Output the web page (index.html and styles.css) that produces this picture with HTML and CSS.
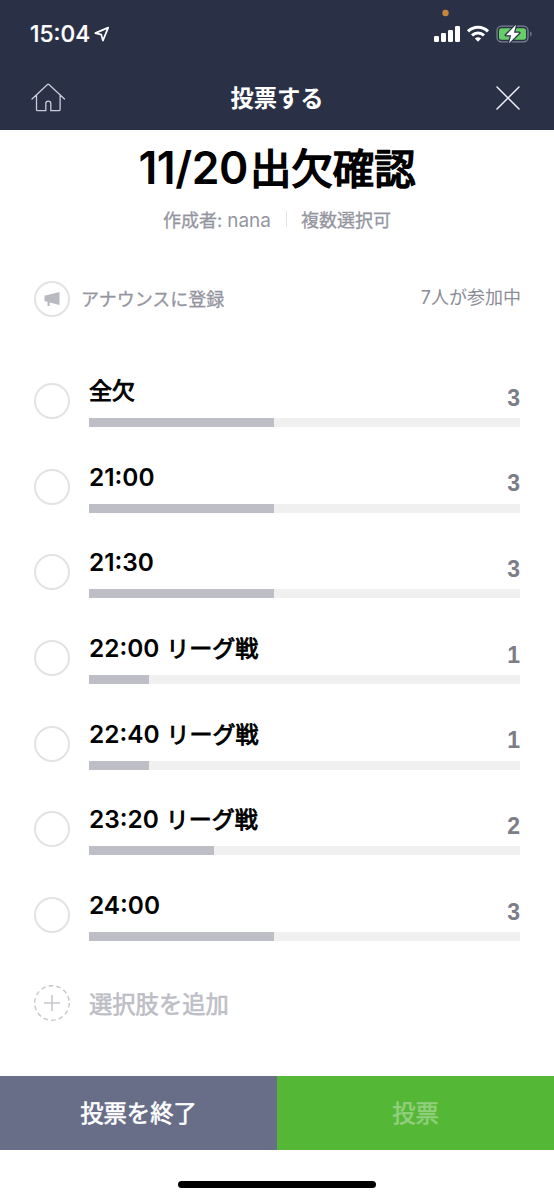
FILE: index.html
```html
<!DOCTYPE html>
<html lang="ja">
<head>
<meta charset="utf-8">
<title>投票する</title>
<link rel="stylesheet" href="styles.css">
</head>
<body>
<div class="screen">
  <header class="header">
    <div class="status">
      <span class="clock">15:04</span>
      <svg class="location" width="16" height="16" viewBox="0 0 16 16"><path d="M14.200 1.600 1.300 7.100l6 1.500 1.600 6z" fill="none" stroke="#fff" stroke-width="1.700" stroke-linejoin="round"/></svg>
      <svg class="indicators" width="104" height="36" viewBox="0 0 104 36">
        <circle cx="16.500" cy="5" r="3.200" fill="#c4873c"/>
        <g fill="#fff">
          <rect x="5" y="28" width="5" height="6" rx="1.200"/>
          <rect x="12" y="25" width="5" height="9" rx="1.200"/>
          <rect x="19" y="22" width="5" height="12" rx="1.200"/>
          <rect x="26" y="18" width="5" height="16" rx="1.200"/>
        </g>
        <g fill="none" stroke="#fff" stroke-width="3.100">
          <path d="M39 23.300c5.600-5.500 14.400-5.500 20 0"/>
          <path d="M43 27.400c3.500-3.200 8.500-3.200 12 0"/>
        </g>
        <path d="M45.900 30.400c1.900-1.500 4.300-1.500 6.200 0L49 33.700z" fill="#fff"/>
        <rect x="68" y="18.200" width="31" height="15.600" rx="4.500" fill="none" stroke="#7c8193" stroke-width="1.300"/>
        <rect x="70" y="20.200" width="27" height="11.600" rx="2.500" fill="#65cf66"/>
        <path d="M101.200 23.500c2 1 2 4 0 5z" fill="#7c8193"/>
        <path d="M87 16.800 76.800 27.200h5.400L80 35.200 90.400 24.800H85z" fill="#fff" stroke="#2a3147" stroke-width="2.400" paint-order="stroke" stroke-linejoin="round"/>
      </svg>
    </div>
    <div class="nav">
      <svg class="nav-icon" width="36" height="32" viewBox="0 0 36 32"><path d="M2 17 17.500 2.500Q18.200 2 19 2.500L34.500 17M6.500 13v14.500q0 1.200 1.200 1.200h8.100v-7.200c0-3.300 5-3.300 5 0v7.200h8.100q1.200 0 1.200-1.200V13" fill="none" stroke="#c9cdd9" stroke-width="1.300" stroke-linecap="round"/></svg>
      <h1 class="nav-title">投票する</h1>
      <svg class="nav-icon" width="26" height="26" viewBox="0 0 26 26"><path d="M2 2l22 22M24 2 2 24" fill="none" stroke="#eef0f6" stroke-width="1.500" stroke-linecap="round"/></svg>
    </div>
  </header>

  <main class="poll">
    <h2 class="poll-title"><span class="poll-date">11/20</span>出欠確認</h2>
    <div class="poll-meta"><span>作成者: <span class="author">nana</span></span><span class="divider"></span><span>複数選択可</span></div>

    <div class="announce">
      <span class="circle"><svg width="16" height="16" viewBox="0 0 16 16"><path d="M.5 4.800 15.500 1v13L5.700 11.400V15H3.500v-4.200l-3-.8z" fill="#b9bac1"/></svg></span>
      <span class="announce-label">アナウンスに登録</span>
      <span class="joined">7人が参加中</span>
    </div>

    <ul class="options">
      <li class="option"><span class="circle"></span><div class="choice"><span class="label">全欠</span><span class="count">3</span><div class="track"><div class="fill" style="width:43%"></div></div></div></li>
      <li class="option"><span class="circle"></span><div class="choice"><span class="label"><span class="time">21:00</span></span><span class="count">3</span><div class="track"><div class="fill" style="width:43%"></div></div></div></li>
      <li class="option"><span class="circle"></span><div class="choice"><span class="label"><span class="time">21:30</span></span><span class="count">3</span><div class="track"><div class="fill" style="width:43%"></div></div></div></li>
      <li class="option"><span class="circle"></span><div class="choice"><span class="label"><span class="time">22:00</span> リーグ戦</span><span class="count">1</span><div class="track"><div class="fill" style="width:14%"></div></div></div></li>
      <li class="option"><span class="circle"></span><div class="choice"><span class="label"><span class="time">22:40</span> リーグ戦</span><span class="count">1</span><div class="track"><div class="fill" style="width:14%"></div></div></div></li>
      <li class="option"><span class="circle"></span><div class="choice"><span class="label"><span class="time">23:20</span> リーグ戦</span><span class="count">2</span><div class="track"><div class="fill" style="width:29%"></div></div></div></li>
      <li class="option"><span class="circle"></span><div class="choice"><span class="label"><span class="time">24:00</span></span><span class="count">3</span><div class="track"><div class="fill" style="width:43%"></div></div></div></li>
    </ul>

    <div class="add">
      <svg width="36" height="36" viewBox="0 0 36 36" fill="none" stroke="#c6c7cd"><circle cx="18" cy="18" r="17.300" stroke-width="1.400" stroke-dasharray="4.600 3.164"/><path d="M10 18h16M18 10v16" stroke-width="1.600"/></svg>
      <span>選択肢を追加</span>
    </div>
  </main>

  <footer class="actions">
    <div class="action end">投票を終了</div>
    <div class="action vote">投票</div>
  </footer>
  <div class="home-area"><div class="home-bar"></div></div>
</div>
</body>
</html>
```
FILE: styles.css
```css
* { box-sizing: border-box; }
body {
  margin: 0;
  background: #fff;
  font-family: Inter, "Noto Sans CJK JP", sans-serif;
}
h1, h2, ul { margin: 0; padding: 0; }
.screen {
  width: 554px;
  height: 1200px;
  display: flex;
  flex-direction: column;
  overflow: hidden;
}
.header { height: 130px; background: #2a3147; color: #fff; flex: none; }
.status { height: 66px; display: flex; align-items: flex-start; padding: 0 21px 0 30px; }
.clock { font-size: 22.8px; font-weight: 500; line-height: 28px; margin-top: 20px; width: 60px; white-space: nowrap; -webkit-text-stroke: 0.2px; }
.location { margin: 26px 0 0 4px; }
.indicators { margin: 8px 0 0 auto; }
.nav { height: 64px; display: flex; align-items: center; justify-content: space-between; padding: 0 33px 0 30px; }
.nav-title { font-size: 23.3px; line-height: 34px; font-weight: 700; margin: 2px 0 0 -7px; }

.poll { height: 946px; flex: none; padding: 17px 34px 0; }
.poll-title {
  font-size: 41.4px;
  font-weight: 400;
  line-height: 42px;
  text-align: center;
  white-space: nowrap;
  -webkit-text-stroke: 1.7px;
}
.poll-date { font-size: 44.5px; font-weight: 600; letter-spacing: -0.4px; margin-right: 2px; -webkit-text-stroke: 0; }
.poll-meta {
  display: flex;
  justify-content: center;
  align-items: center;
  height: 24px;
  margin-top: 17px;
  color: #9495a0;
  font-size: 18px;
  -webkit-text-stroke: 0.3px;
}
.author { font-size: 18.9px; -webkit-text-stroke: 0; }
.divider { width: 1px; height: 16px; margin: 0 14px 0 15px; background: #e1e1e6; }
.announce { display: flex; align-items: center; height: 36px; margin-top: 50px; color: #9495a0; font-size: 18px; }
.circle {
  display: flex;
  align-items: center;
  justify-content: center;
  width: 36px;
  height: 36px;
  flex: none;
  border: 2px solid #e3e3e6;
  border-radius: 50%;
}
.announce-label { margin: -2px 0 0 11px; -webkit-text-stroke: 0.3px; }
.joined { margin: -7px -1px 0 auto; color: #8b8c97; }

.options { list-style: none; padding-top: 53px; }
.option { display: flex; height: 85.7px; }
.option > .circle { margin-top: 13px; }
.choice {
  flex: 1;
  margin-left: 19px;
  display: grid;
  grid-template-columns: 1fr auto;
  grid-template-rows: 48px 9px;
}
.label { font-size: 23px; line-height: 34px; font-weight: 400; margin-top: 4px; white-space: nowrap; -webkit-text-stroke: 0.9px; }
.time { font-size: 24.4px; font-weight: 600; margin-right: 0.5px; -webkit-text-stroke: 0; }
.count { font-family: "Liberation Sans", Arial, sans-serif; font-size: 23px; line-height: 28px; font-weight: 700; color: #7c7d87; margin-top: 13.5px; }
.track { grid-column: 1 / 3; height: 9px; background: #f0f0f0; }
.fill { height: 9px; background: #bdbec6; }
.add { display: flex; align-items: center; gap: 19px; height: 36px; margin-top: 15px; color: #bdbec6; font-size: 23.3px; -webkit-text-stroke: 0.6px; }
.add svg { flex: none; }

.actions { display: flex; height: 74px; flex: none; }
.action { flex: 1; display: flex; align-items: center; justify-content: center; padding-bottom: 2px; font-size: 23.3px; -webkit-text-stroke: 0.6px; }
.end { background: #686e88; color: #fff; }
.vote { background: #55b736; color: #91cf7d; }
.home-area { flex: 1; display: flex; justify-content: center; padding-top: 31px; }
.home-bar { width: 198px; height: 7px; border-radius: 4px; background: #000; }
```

▶ GIVEN INSTRUCTION
Copy every line above in which the string "index" shows up.

▶ REPLY
Output the web page (index.html and styles.css) that produces this picture with HTML and CSS.
FILE: index.html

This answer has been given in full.